Les ZK-EVM actuels, comme celui de Succinct, révèlent que plus de la moitié des cycles de preuve sont consommés par des processus tels que la désérialisation des entrées, l’initialisation de la base de témoins et le calcul de la racine d’état, qui sont proportionnels à la taille des témoins. Ces composants peuvent être optimisés en remplaçant l’arbre de Merkle Patricia 16-aire basé sur Keccak par un arbre binaire utilisant une fonction de hachage plus adaptée comme Poseidon, capable de prouver 2 millions de hachages par seconde contre 15’000 pour Keccak. La suppression de l’accrued_logs_bloom offrirait également des gains supplémentaires.
Cependant, l’exécution des blocs représente environ la moitié des cycles de preuve restants. Les prouveurs ZK-EVM compilent déjà l’EVM en RISC-V, et un accès direct à cette machine virtuelle pourrait, dans certains cas, multiplier l’efficacité par plus de 100. En ajustant le gas schedule pour refléter les temps de preuve, les précompilations coûteuses seraient progressivement abandonnées, bien que les gains réels, bien que significatifs, pourraient être moins spectaculaires que prévu.
Une efficacité démultipliée via un accès natif à RISC-V
Plusieurs approches sont envisageables pour mettre en œuvre cette transition. La première, la moins disruptive, consisterait à supporter simultanément l’EVM et RISC-V, permettant aux développeurs d’écrire des contrats dans l’une ou l’autre machine virtuelle. Les deux types de contrats auraient accès aux mêmes fonctionnalités, comme le stockage persistant, la gestion des soldes d’ETH et les appels inter-contrats.

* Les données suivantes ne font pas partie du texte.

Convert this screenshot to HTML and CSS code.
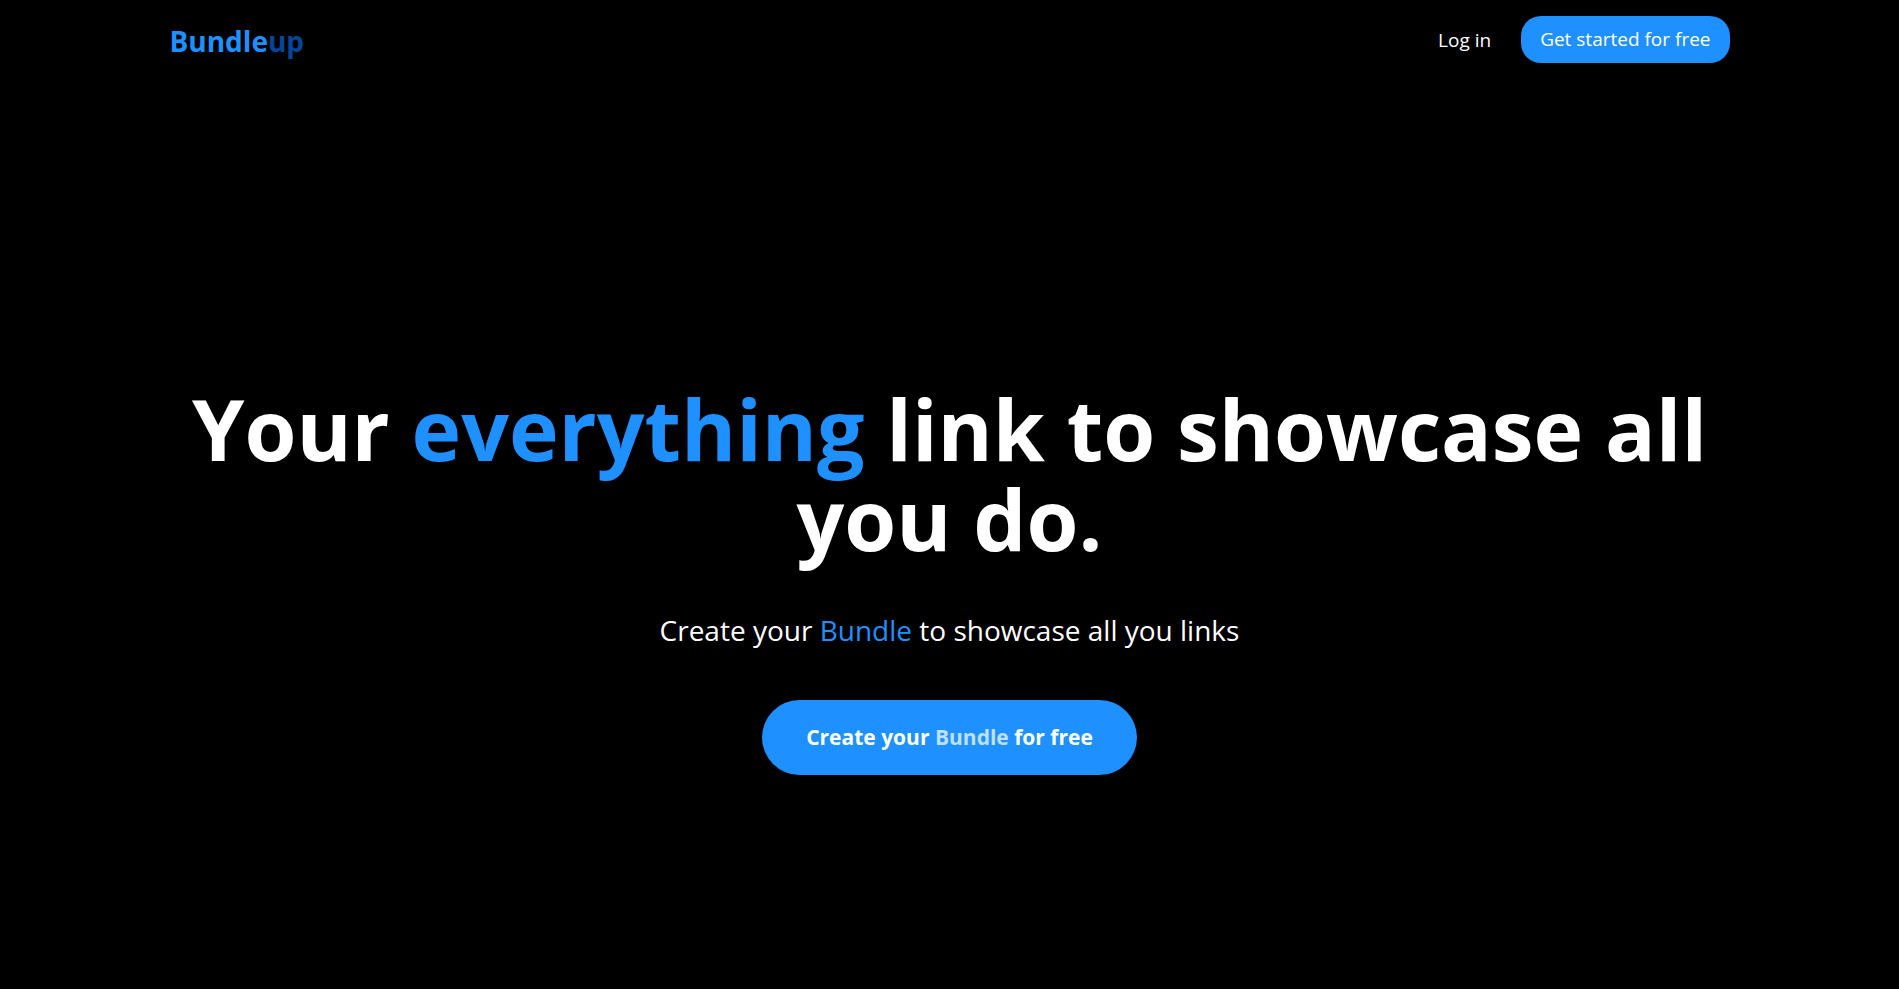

Les contrats EVM et RISC-V pourraient s’appeler mutuellement, un contrat RISC-V percevant l’appel à un contrat EVM comme un appel système avec des paramètres spécifiques. Une deuxième approche, plus radicale, convertirait les contrats EVM existants en contrats RISC-V appelant un interpréteur EVM écrit en RISC-V, qui exécuterait leur code original. Par exemple, un contrat EVM avec un code C serait remplacé par une logique appelant l’interpréteur à l’adresse X avec les paramètres (C, D). Une troisième option, intermédiaire, intégrerait au protocole le concept d’interpréteur de machine virtuelle écrit en RISC-V, avec l’EVM comme première implémentation, mais ouvrant la voie à d’autres machines virtuelles comme Move.
Les deuxième et troisième approches simplifieraient considérablement la spécification de la couche d’exécution, réduisant sa complexité à un niveau comparable à celui visé par des projets comme Tinygrad, qui limite son code à 10’000 lignes. Cette simplification, combinée à une optimisation des performances et à une meilleure scalabilité, pourrait être la seule solution viable pour relever les défis à long terme d’Ethereum, en complément d’initiatives comme Beam Chain pour la couche de consensus. En conclusion, remplacer l’EVM par RISC-V représente une opportunité de transformer la couche d’exécution d’Ethereum en la rendant plus efficace, plus simple et prête à répondre aux exigences d’un écosystème blockchain en constante évolution.